First, the Fed seems set to raise interest rates a 4th time in 2018 this month, for a total of 100 basis points. This is not the only domestic monetary tightening that is occurring though. Because US interest rates are attractively high compared to most other sovereign rates, the US dollar is also strengthening while the global economy is moderating. A rising US dollar strains our domestic ability to export products at higher prices, which can result in slowing export sales and slower domestic economic growth in general. Further, the Fed is shrinking its balance sheet by not reinvesting proceeds from maturing bonds it purchased under years of QE action; this is another tightening event that takes money out of the financial system. Too, most all investors and economists anticipate additional interest rate increases in 2019 and into 2020. Altogether, monetary policy is tighter – becoming visible as demand for housing and autos are sliding as interest rates rise. Too much too fast can break the economy, and markets. So, what’s the rush?
The autumn market retreat provides a first test to Fed Chair Powell’s normalizing interest rates process. All new Fed chairmen seem to receive a market challenge early in their tenure. In what seems to be an intent to calm markets, Powell is recently conveying a more cautious tone stating that, “Raising rates is like working in a dark room – you need to move slowly to avoid stubbing your toe” [running into something, or falling]. Then, on November 28, Powell mentioned that current rates are near the bottom of their neutral interest rate range. These comments suggest that the Fed may become more data dependent instead of appearing to be on a planned path to higher rates irrespective of the economy. This offers the idea of policy flexibility in 2019. If the Fed is slower to raise interest rates, if they shift to greater sensitivity to economic data, investors will determine the Fed is not proceeding on a regular path of rate increases that could jeopardize domestic economic growth. This is an important first development to modifying the current worried financial market air. It seems appropriate that the Fed moves slow, maybe even pause, while it monitors and then acts when/if needed; they may not need to stop; just go slow. There’s no rush.

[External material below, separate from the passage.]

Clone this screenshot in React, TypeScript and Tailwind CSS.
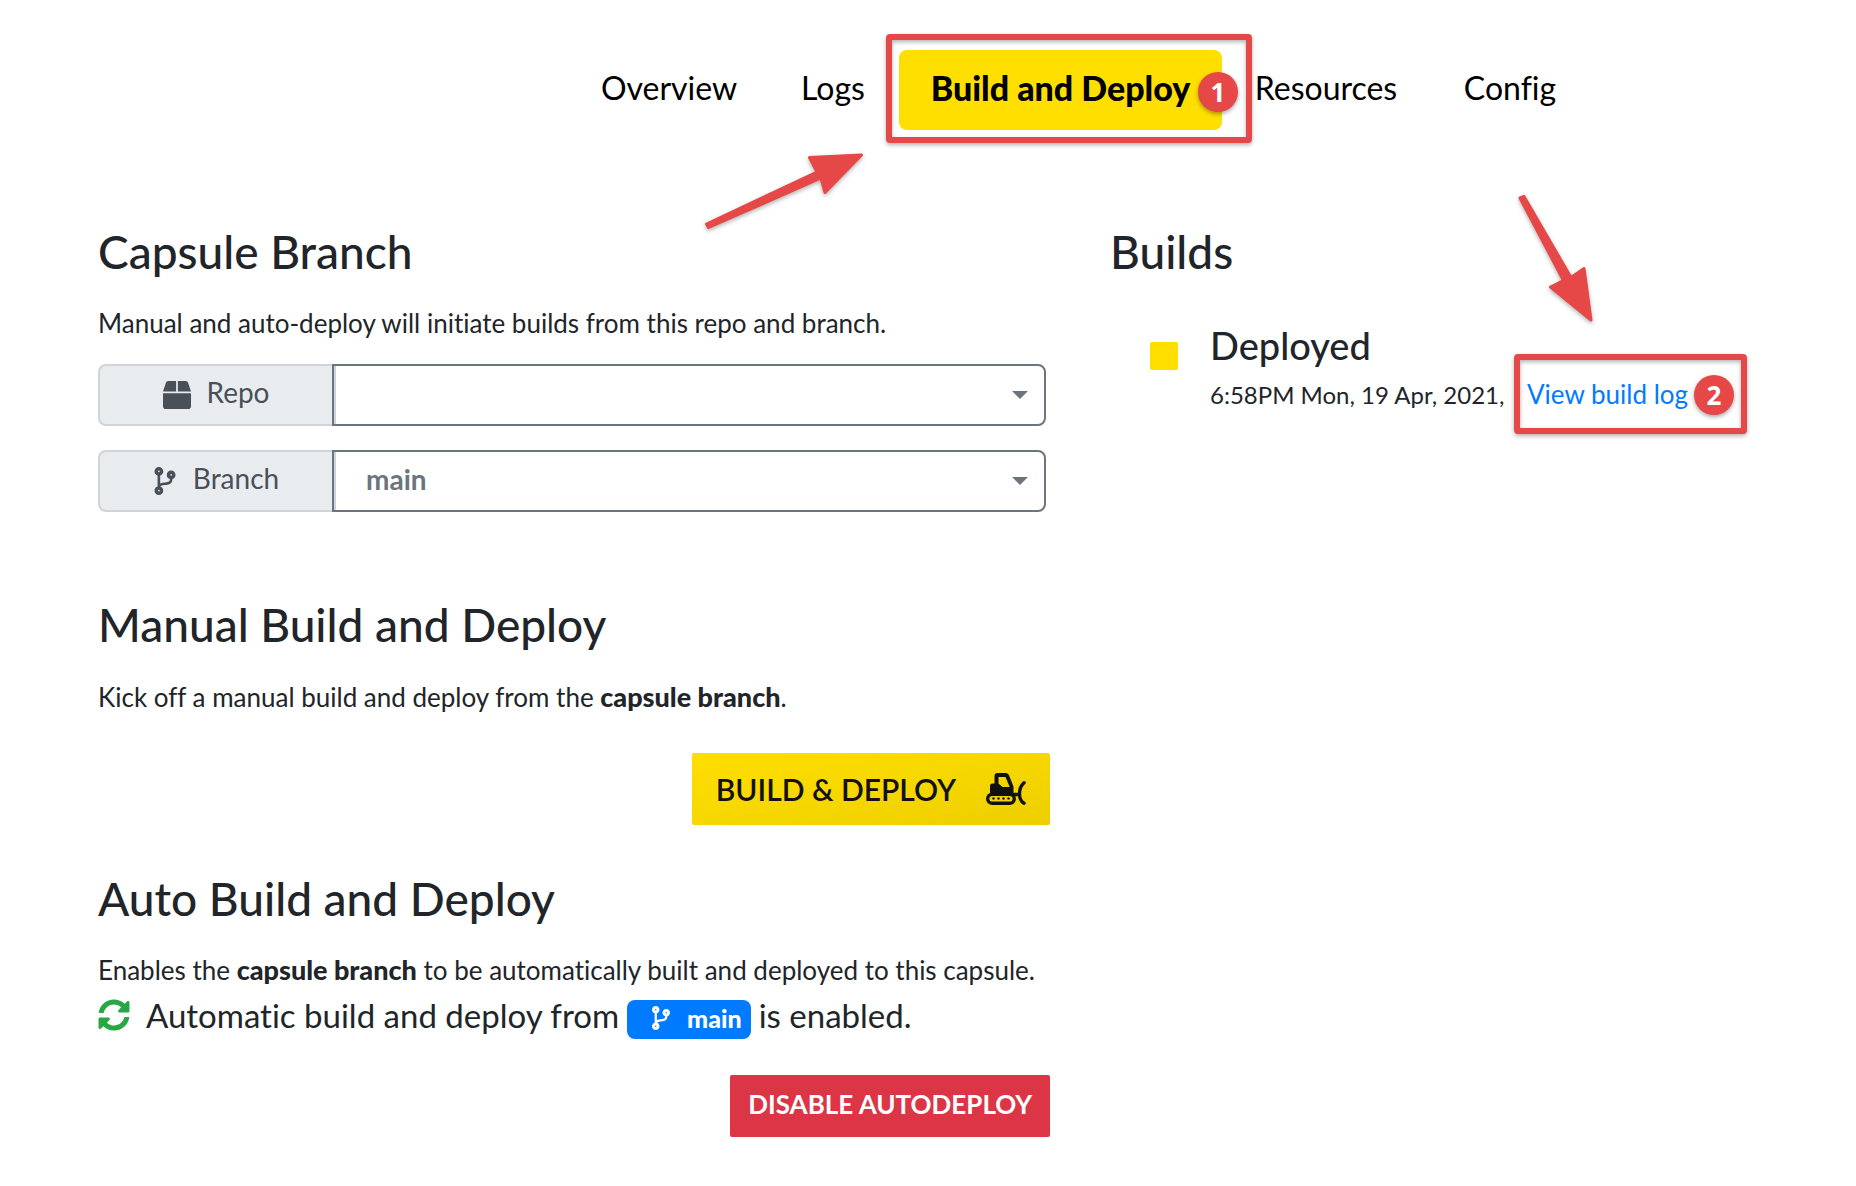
import type { ReactNode } from 'react';
import { FaBox, FaCodeBranch, FaSyncAlt } from 'react-icons/fa';

const navLink = 'flex h-20 items-center justify-center rounded-lg text-black';

function Badge({ children, className }: { children: ReactNode; className: string }) {
  return (
    <span
      className={`absolute flex size-10 items-center justify-center rounded-full bg-[#e64848] font-['Open_Sans',sans-serif] text-[26px] leading-none font-bold text-white shadow-[0_2px_4px_rgba(0,0,0,0.35)] ${className}`}
    >
      {children}
    </span>
  );
}

function Frame({ className }: { className: string }) {
  return (
    <span
      aria-hidden="true"
      className={`pointer-events-none absolute rounded border-6 border-[#e64848] drop-shadow-[0_2px_2px_rgba(0,0,0,0.3)] ${className}`}
    />
  );
}

function Arrow({ className, box, d }: { className: string; box: string; d: string }) {
  return (
    <svg
      aria-hidden="true"
      viewBox={box}
      className={`pointer-events-none absolute drop-shadow-[0_2px_2px_rgba(0,0,0,0.3)] ${className}`}
    >
      <path d={d} fill="#e64848" stroke="#e64848" strokeWidth="3" strokeLinejoin="round" />
    </svg>
  );
}

function Bulldozer() {
  return (
    <svg aria-hidden="true" viewBox="0 0 40 32" className="h-8 w-10" fill="none">
      <path
        fill="#111"
        fillRule="evenodd"
        d="M8.500 10.500V3q0-3 3-3h8q2.500 0 3.400 2l4.600 11.500v7H4V13q0-2.500 2.500-2.500ZM12.500 4v6.500l4 3.500h7.200L19.500 4Z"
      />
      <rect x="1.700" y="21.200" width="26.600" height="9.100" rx="4.550" stroke="#111" strokeWidth="3.400" />
      <g fill="#111">
        <circle cx="7.500" cy="25.500" r="1.200" />
        <circle cx="12.500" cy="25.500" r="1.200" />
        <circle cx="17.500" cy="25.500" r="1.200" />
        <circle cx="22.500" cy="25.500" r="1.200" />
      </g>
      <path d="M28 21.500h5.500M38 9.700q-4.500 4-4.500 11t4.500 9.500" stroke="#111" strokeWidth="3.400" strokeLinecap="round" />
    </svg>
  );
}

function SectionTitle({ children }: { children: ReactNode }) {
  return <h2 className="text-[46px] leading-14 font-medium">{children}</h2>;
}

function SelectRow({ id, label, icon, options }: { id: string; label: string; icon: ReactNode; options: string[] }) {
  return (
    <div className="mr-1 flex h-[62px]">
      <label
        htmlFor={id}
        className="flex w-[234px] items-center justify-center gap-4 rounded-l-lg border-2 border-r-0 border-[#ced4da] bg-[#e9ecef] text-[28px] text-[#495057]"
      >
        {icon}
        <span className="pb-1.5">{label}</span>
      </label>
      <div className="relative flex-1">
        <select
          id={id}
          className="size-full appearance-none rounded-r-lg border-2 border-[#6c757d] bg-white px-8 pb-1 text-[28px] font-bold text-[#6c757d] shadow-[inset_2px_0_0_#ced4da]"
        >
          {options.map((o) => (
            <option key={o}>{o}</option>
          ))}
        </select>
        <svg
          aria-hidden="true"
          viewBox="0 0 16 8"
          className="pointer-events-none absolute top-[27px] right-[18px] h-2 w-4 fill-[#6c757d]"
        >
          <path d="M0 0h16L8 8z" />
        </svg>
      </div>
    </div>
  );
}

export default function App() {
  return (
    <div className="min-h-screen bg-white pb-12 font-['Lato',sans-serif] text-[#212529] [font-variant-ligatures:none]">
      <nav className="flex pt-[50px] pl-[571px] whitespace-nowrap">
        <a href="#overview" className={`${navLink} w-[196px] pb-1 text-[32px]`}>
          Overview
        </a>
        <a href="#logs" className={`${navLink} w-[132px] pb-1 text-[32px]`}>
          Logs
        </a>
        <div className="relative">
          <a
            href="#build"
            aria-current="page"
            className={`${navLink} w-[323px] bg-[#ffdf00] pb-1.5 text-[34px] font-black`}
          >
            Build and Deploy
          </a>
          <Frame className="-top-4 -right-[30px] -bottom-[13px] -left-[13px]" />
          <Badge className="top-[22px] -right-4">1</Badge>
          <Arrow
            className="top-[98px] -left-[200px] h-[90px] w-[175px]"
            box="699 148 175 90"
            d="M706.500 224L817 172L809.500 157.500L861.500 155L825 192.500L821 178L708.500 227.500Z"
          />
        </div>
        <a href="#resources" className={`${navLink} w-[208px] pb-1 text-[32px]`}>
          Resources
        </a>
        <a href="#config" className={`${navLink} w-[160px] pb-1 text-[32px]`}>
          Config
        </a>
      </nav>

      <main className="mt-[94px] grid grid-cols-[952fr_648fr] gap-[60px] px-[98px]">
        <div>
          <section>
            <SectionTitle>Capsule Branch</SectionTitle>
            <p className="mt-[23px] text-[26px] leading-10">
              Manual and auto-deploy will initiate builds from this repo and branch.
            </p>
            <div className="mt-[21px] flex flex-col gap-6">
              <SelectRow id="repo" label="Repo" icon={<FaBox className="size-7" />} options={['']} />
              <SelectRow id="branch" label="Branch" icon={<FaCodeBranch className="h-7 w-6" />} options={['main']} />
            </div>
          </section>

          <section className="mt-[85px]">
            <SectionTitle>Manual Build and Deploy</SectionTitle>
            <p className="mt-6 text-[26px] leading-10">
              Kick off a manual build and deploy from the{' '}
              <strong className="text-[27px] font-black">capsule branch</strong>.
            </p>
            <div className="mt-9 flex justify-end">
              <button
                type="button"
                className="flex h-[72px] items-center gap-[30px] rounded-xs bg-linear-to-br from-[#ffdf00] to-[#edcf00] px-6 text-[30px] font-semibold text-[#111]"
              >
                BUILD &amp; DEPLOY
                <Bulldozer />
              </button>
            </div>
          </section>

          <section className="mt-[46px]">
            <SectionTitle>Auto Build and Deploy</SectionTitle>
            <p className="mt-[23px] text-[26px] leading-10">
              Enables the <strong className="text-[27px] font-black">capsule branch</strong> to be automatically built
              and deployed to this capsule.
            </p>
            <p className="mt-px flex h-12 items-center text-[33px] leading-12">
              <FaSyncAlt className="mr-4 size-8 text-[#28a745]" />
              Automatic build and deploy from
              <span className="mx-2 mt-2 flex h-[39px] items-center gap-4 rounded-lg bg-[#007bff] pr-[9px] pb-0.5 pl-6 text-[25px] font-black text-white">
                <FaCodeBranch className="h-6 w-5" />
                main
              </span>
              is enabled.
            </p>
            <div className="mt-9 flex justify-end">
              <button
                type="button"
                className="flex h-[62px] items-center rounded-xs bg-[#dc3545] px-[18px] pb-1 text-[26px] font-bold text-white"
              >
                DISABLE AUTODEPLOY
              </button>
            </div>
          </section>
        </div>

        <section>
          <SectionTitle>Builds</SectionTitle>
          <div className="mt-[42px] flex gap-8 pl-10">
            <span className="mt-5 size-7 shrink-0 rounded-xs bg-[#ffdf00]" />
            <div>
              <h3 className="text-[38px] leading-[46px] font-medium">Deployed</h3>
              <div className="mt-[6px] flex items-baseline gap-4 text-[26px] leading-10 whitespace-nowrap">
                <span className="w-[301px] text-[24px]">6:58PM Mon, 19 Apr, 2021,</span>
                <span className="relative">
                  <a href="#build-log" className="text-[#007bff]">
                    View build log
                  </a>
                  <Frame className="-top-5 -right-[59px] -bottom-5 -left-[13px]" />
                  <Badge className="top-px -right-[46px]">2</Badge>
                  <Arrow
                    className="-top-[184px] -left-[17px] h-[140px] w-[90px]"
                    box="1510 190 90 140"
                    d="M1520 198L1563.500 280.500L1550.500 287L1591 320L1584 268.500L1571 277.500L1524 196.500Z"
                  />
                </span>
              </div>
            </div>
          </div>
        </section>
      </main>
    </div>
  );
}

Tariff concerns are the second critical influence on domestic and global economic growth prospects. The clash between the US and China is big, and affecting business confidence. This is showing up in slow capital expenditures (CAPEX), which should be advancing due to 2017 tax reform changes providing for immediate expensing. When unemployment is low and wages are starting to rise, CAPEX spending on productivity enhancing processes could boost economic growth and keep this economic cycle going. But, as tariff talk remains in process, markets will likely show increased volatility.
The US economic path forward is slowing, but remains in good shape. Historically, our economy never entered a recession with corporate profits rising. Few predict a recession on the near horizon, and inflation is looking managed, particularly with oil prices dropping recently. Globally, economic developments are softer because tariff issues are draining business confidence and slowing economic growth prospects.
Tariff talk is shaking the markets. The autumn market volatility is proof. But over the past weekend at the G-20 summit meeting, a tariff reprieve developed. A temporary 90-day truce of tariff levies rising from 10% to 25% (effective January 1st) was offered. During this delay, trade talks between the US and China should occur. These talks are critical to US, China and global economic growth prospects for 2019 and beyond. While this reprieve is akin to “kicking the tariff can down the road”, it does delay and potentially eliminates a $60 Billion headwind to the economy in 2019. Slowing domestic economic growth is not desired.
Did you know? Or, we should recall there are similarities with the recent G-20 meeting and the one in February 2016. And, when adding the revised Fed outlook and language about policy reaching neutral rate levels (possibility to go slow), could this be, or maybe this provides an inflection point for financial markets like that of February 2016!? Recall, US stocks advanced almost 2 years from 2/11/2016 without a 5% market drawdown. That’s not our prediction; but it is interesting to observe similarities of market backdrop conditions. Yet, we are encouraged by a Fed that sounds like it is near its neutral rate level and sensitive to economic developments, AND by possible progress on tariffs and trade.
As helpful as several recent days were in offering relief around these two biggest concerns of investors (tariffs and the Fed), it still seems difficult to be a long-term investor. In the short-run, the still flattening yield curve (nearing inversion) seems to be the next big worry for the markets to navigate. Inversion of the yield curve would suggest that interest rates are too high (deemed a policy mistake), and the economy will slow dramatically. Also, too much politics and no-news media can easily drain an investor’s commitment to remain invested pursuing long-term goals. Fear today is prevalent; in fact euphoria is absent throughout this entire 9-year Bull Market advance. This bull remains unloved. Ultimately, stock prices are a function of future earnings and interest rates. Given recent events, it seems prudent to go slow with interest rates – What’s the rush? But, with tariff talk, some haste will calm the markets.
Whatever the outcome of December, it seems likely 2018 will conclude making good on an early year prediction that for the first time in many years the economy (robust) might meaningfully outperform the markets (relatively flat). Turning focus to 2019, tariff talk resolution, stable oil prices, a Fed pause, and foreign stimulus could provide a global boost to economic growth that supports an upward advance to asset prices, and stocks in particular.
We, at Nvest Wealth Strategies, wish you and your family a Merry Christmas and a Happy New Year!!!
Author: Bill Henderly, CFA – December 5, 2018
Additional Item to Note:
Tuesday December 4, was one of the worst days of the year for stocks – probably mostly due to computer trading activity triggered by the inversion of the Treasury yield curve between 2 and 5 years (2-year yields higher than 5-year yields), and uncertainty about success from the tariff 90-day truce. The inversion of the 2/5 yield curve suggests that the Fed may have already went too far and should not pursue any additional hikes, but both developments are largely reversing more encouraging market moves from last week.